Launch Channels That Actually Work
- Product Hunt (for B2C/developer tools)
- LinkedIn (for B2B)
- Niche communities (subreddits, Slack groups, forums)
- Cold outreach to your ICP
- Content SEO (takes time but compounds)
The First 30 Days
- Personally onboard every customer
- Answer every support ticket yourself
- Watch every customer use your product (Hotjar sessions)
- Talk to churned customers
Phase 5: From $0 to $10K MRR
This is where most guides stop. Here's the real path:
$0 → $1K MRR: Close deals manually. Don't optimize. Just hustle.
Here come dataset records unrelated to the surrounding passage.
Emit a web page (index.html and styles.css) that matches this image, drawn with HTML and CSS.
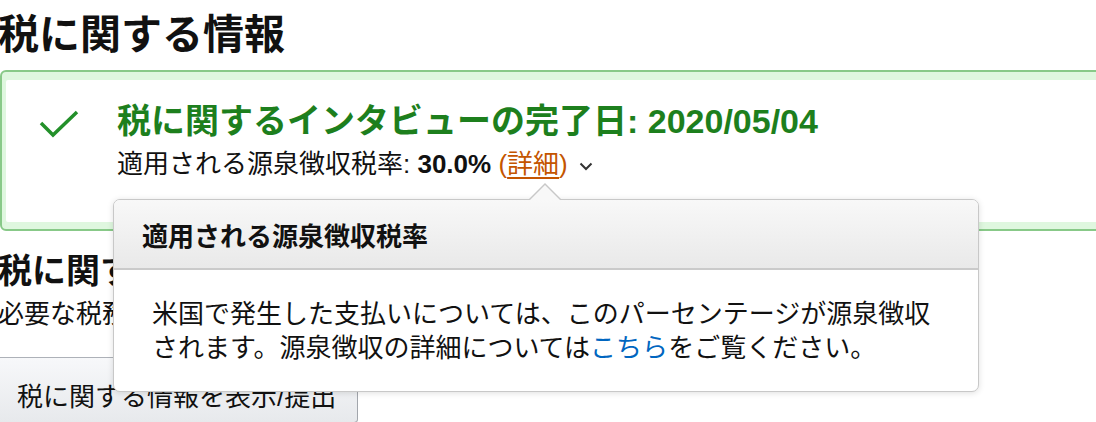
FILE: index.html
```html
<!DOCTYPE html>
<html lang="ja">
<head>
    <meta charset="UTF-8">
    <title>税に関する情報</title>
    <link rel="stylesheet" href="styles.css">
</head>
<body>
    <div class="page">
        <h1 class="page-title">税に関する情報</h1>

        <div class="alert">
            <div class="alert-inner">
                <svg class="alert-icon" width="40" height="30" viewBox="0 0 40 30">
                    <polyline points="2,13 14,25 38,2" fill="none" stroke="#23902a" stroke-width="3.5"/>
                </svg>
                <div class="alert-content">
                    <h2 class="alert-heading">税に関するインタビューの完了日: 2020/05/04</h2>
                    <p class="rate">適用される源泉徴収税率: <b>30.0%</b> <span class="detail">(<a href="#">詳細</a>)</span>
                        <svg class="chevron" width="14" height="9" viewBox="0 0 14 9">
                            <polyline points="1.5,1.5 7,7 12.5,1.5" fill="none" stroke="#333" stroke-width="2"/>
                        </svg>
                    </p>
                </div>
            </div>
        </div>

        <h2 class="section-title">税に関する情報の確認</h2>
        <p class="section-text">必要な税務情報を確認してください。</p>
        <button class="btn">税に関する情報を表示/提出</button>

        <!-- popover opened from (詳細) -->
        <div class="popover">
            <div class="popover-header">適用される源泉徴収税率</div>
            <div class="popover-body">
                米国で発生した支払いについては、このパーセンテージが源泉徴収されます。源泉徴収の詳細については<a href="#">こちら</a>をご覧ください。
            </div>
        </div>
    </div>
</body>
</html>
```

FILE: styles.css
```css
html, body {
    margin: 0;
    overflow: hidden;
    background: #fff;
}

body {
    font-family: "Liberation Sans", "Noto Sans CJK JP", sans-serif;
    color: #111;
}

.page {
    position: relative;
    width: 1120px;
}

.page-title {
    margin: 0;
    padding-top: 11px;
    font-size: 41px;
    line-height: 49px;
    font-weight: bold;
    margin-left: -2px;
}

/* Success alert */
.alert {
    margin-top: 10px;
    border: 2px solid #88c988;
    border-radius: 6px;
    background: #dff7df;
    padding: 8px 0 7px 4px;
}

.alert-inner {
    background: #fff;
    border-radius: 2px;
    display: flex;
    align-items: flex-start;
    height: 142px;
    box-sizing: border-box;
    padding: 20px 0 0 33px;
}

.alert-icon {
    margin-top: 10px;
    flex: none;
}

.alert-content {
    margin-left: 38px;
}

.alert-heading {
    margin: 0;
    font-size: 34px;
    line-height: 42px;
    color: #1d7f1d;
    font-weight: bold;
}

.rate {
    margin: 4px 0 0;
    font-size: 26px;
    line-height: 36px;
}

.rate b {
    font-weight: bold;
}

.detail {
    color: #c45500;
}

.detail a {
    color: #c45500;
    text-decoration: underline;
    text-decoration-thickness: 2px;
    text-underline-offset: 4px;
}

.chevron {
    margin-left: 4px;
    vertical-align: middle;
}

.section-title {
    margin: 20px 0 0 -2px;
    font-size: 34px;
    line-height: 40px;
    font-weight: bold;
}

.section-text {
    margin: 6px 0 0 -2px;
    font-size: 26px;
    line-height: 34px;
}

.btn {
    margin: 26px 0 0 -4px;
    width: 362px;
    height: 66px;
    padding: 8px 0 0 20px;
    text-align: left;
    font-family: inherit;
    font-size: 26px;
    color: #111;
    border: 1px solid #adb1b8;
    border-color: #adb1b8 #a2a6ac #8d9096;
    border-radius: 4px;
    background: linear-gradient(#f7f8fa, #e7e9ec);
}

/* Popover */
.popover {
    position: absolute;
    left: 113px;
    top: 199px;
    width: 866px;
    height: 193px;
    box-sizing: border-box;
    background: #fff;
    border: 1px solid #c8c8c8;
    border-radius: 7px;
    box-shadow: 0 1px 6px rgba(0,0,0,0.13);
}

.popover::before,
.popover::after {
    content: "";
    position: absolute;
    left: 415px;
    border: 16px solid transparent;
    border-top: 0;
}

.popover::before {
    top: -17px;
    border-bottom: 16px solid #c8c8c8;
}

.popover::after {
    top: -15px;
    left: 416px;
    border-width: 0 15px 15px;
    border-bottom-color: #f8f8f8;
}

.popover-header {
    height: 70px;
    box-sizing: border-box;
    padding: 0 28px;
    display: flex;
    align-items: center;
    font-size: 26px;
    font-weight: bold;
    background: linear-gradient(#f8f8f8, #e9e9e9);
    border-bottom: 2px solid #cacaca;
    border-radius: 6px 6px 0 0;
}

.popover-body {
    padding: 27px 38px 0;
    font-size: 26px;
    line-height: 34px;
}

.popover-body a {
    color: #0066c0;
    text-decoration: none;
}
```
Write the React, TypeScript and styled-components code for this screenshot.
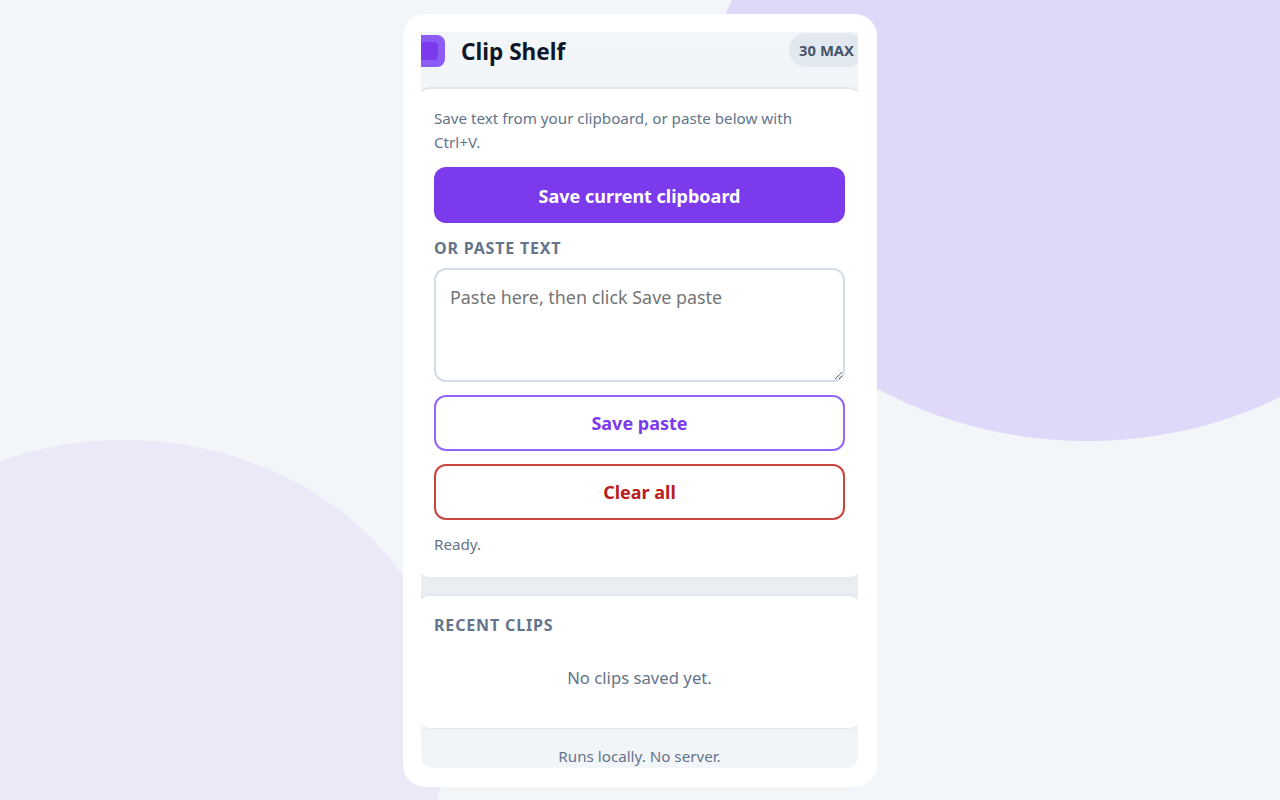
import styled, { createGlobalStyle } from "styled-components";

const GlobalStyle = createGlobalStyle`
  * {
    box-sizing: border-box;
  }

  html,
  body {
    margin: 0;
    height: 100%;
  }

  body {
    background: #f2f6f9;
    font-family: "Noto Sans", "Open Sans", sans-serif;
    overflow: hidden;
  }
`;

const App = () => {
  return (
    <Page>
      <GlobalStyle />
      <BlobTop />
      <BlobBottom />
      <Card>
        <Frame>
          <Header>
            <Brand>
              <Logo>
                <LogoInner />
              </Logo>
              <Title>Clip Shelf</Title>
            </Brand>
            <Badge>30 MAX</Badge>
          </Header>
          <Section>
            <Hint>Save text from your clipboard, or paste below with Ctrl+V.</Hint>
            <PrimaryButton>Save current clipboard</PrimaryButton>
            <Label htmlFor="paste">OR PASTE TEXT</Label>
            <PasteArea id="paste" placeholder="Paste here, then click Save paste" />
            <OutlineButton $color="#7c3aed" $border="#9466f7">
              Save paste
            </OutlineButton>
            <OutlineButton $color="#b91c1c" $border="#c8453e">
              Clear all
            </OutlineButton>
            <Status>Ready.</Status>
          </Section>
          <RecentSection>
            <RecentTitle>RECENT CLIPS</RecentTitle>
            <Empty>No clips saved yet.</Empty>
          </RecentSection>
          <Footer>Runs locally. No server.</Footer>
        </Frame>
      </Card>
    </Page>
  );
};
export default App;

const Page = styled.main`
  position: relative;
  width: 100%;
  height: 800px;
  overflow: hidden;
  padding-top: 14px;
  display: flex;
  justify-content: center;
`;

const BlobTop = styled.div`
  position: absolute;
  left: 704px;
  top: -201px;
  width: 766px;
  height: 642px;
  border-radius: 50%;
  background: #e0d8f8;
`;

const BlobBottom = styled.div`
  position: absolute;
  left: -202px;
  top: 440px;
  width: 652px;
  height: 562px;
  border-radius: 50%;
  background: #ebe9f8;
`;

const Card = styled.div`
  position: relative;
  width: 474px;
  height: 773px;
  padding: 18px 19px 18px 18px;
  background: #ffffff;
  border-radius: 22px;
`;

const Frame = styled.div`
  height: 736px;
  overflow: hidden;
  border-radius: 0 0 12px 12px;
  background: linear-gradient(180deg, #f2f6f9 0%, #e9edf2 75%, #f2f6f9 100%);
`;

const Header = styled.header`
  display: flex;
  align-items: center;
  justify-content: space-between;
  margin: 0 -6px 0 -8px;
  height: 55px;
  padding-top: 1px;
  padding-bottom: 19px;
`;

const Brand = styled.div`
  display: flex;
  align-items: center;
  gap: 16px;
`;

const Logo = styled.div`
  width: 32px;
  height: 32px;
  border-radius: 8px;
  background: #8b5cf6;
  display: flex;
  align-items: center;
  justify-content: center;
`;

const LogoInner = styled.div`
  width: 18px;
  height: 18px;
  border-radius: 4px;
  background: #7c3aed;
`;

const Title = styled.h1`
  margin: 2px 0 0;
  font-size: 22.6px;
  line-height: 30px;
  font-weight: 700;
  color: #0f172a;
`;

const Badge = styled.span`
  height: 34px;
  margin-bottom: 2px;
  padding: 0 10px;
  display: flex;
  align-items: center;
  border-radius: 17px;
  background: #e2e8f0;
  color: #475569;
  font-size: 14.8px;
  font-weight: 700;
`;

const Section = styled.section`
  display: flex;
  flex-direction: column;
  margin: 0 -3px;
  padding: 17px 16px 0;
  height: 491px;
  background: #ffffff;
  border-radius: 12px;
  border-top: 2px solid #e2e8f0;
  border-bottom: 1px solid #e2e8f0;
`;

const Hint = styled.p`
  margin: 0;
  max-width: 375px;
  font-size: 15.2px;
  line-height: 24px;
  color: #64748b;
`;

const PrimaryButton = styled.button`
  margin-top: 13px;
  height: 56px;
  flex-shrink: 0;
  padding-top: 3px;
  border: none;
  border-radius: 12px;
  background: #7c3aed;
  color: #ffffff;
  font-family: inherit;
  font-size: 18px;
  font-weight: 700;
`;

const Label = styled.label`
  margin-top: 14px;
  font-size: 16px;
  line-height: 22px;
  font-weight: 700;
  letter-spacing: 0.8px;
  color: #64748b;
`;

const PasteArea = styled.textarea`
  margin-top: 9px;
  height: 114px;
  flex-shrink: 0;
  padding: 14.5px 14px;
  border: 2px solid #d3dce7;
  border-radius: 12px;
  background: #ffffff;
  font-family: inherit;
  font-size: 17.9px;
  line-height: 24px;
  color: #334155;
  resize: vertical;
`;

const OutlineButton = styled.button<{ $color: string; $border: string }>`
  margin-top: 13px;
  height: 56px;
  flex-shrink: 0;
  border: 2px solid ${({ $border }) => $border};
  border-radius: 12px;
  background: #ffffff;
  color: ${({ $color }) => $color};
  font-family: inherit;
  font-size: 18px;
  font-weight: 700;
`;

const Status = styled.p`
  margin: 13px 0 0;
  font-size: 15.2px;
  line-height: 22px;
  color: #64748b;
`;

const RecentSection = styled.section`
  margin: 16px -3px 0;
  padding: 18px 16px 0;
  height: 135px;
  background: #ffffff;
  border-radius: 12px;
  border-top: 2px solid #e2e8f0;
  border-bottom: 1px solid #e2e8f0;
`;

const RecentTitle = styled.h2`
  margin: 0;
  font-size: 16px;
  line-height: 22px;
  font-weight: 700;
  letter-spacing: 0.85px;
  color: #64748b;
`;

const Empty = styled.p`
  margin: 30px 0 0;
  text-align: center;
  font-size: 16.7px;
  line-height: 24px;
  color: #64748b;
`;

const Footer = styled.footer`
  margin-top: 16px;
  text-align: center;
  font-size: 15.2px;
  line-height: 22px;
  color: #64748b;
`;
$1K → $5K MRR: Find your best customers. What do they have in common? Double down on that channel.
$5K → $10K MRR: Start systematizing. Build marketing systems. Hire your first support person.
The mistake founders make is trying to scale before they have a repeatable sales motion. Get to $10K MRR manually, then automate.
The Tools I Can't Build SaaS Without
- Laravel: Backbone of my backend
- Filament: Admin panels in hours not weeks
- Stripe: Billing that just works
- Sentry: Error tracking from day one
- Plausible: Privacy-first analytics
- Intercom: Customer success at scale
Final Thought
The best SaaS isn't the one with the most features. It's the one that best solves a specific problem for a specific customer.
Build less. Solve more. Ship faster.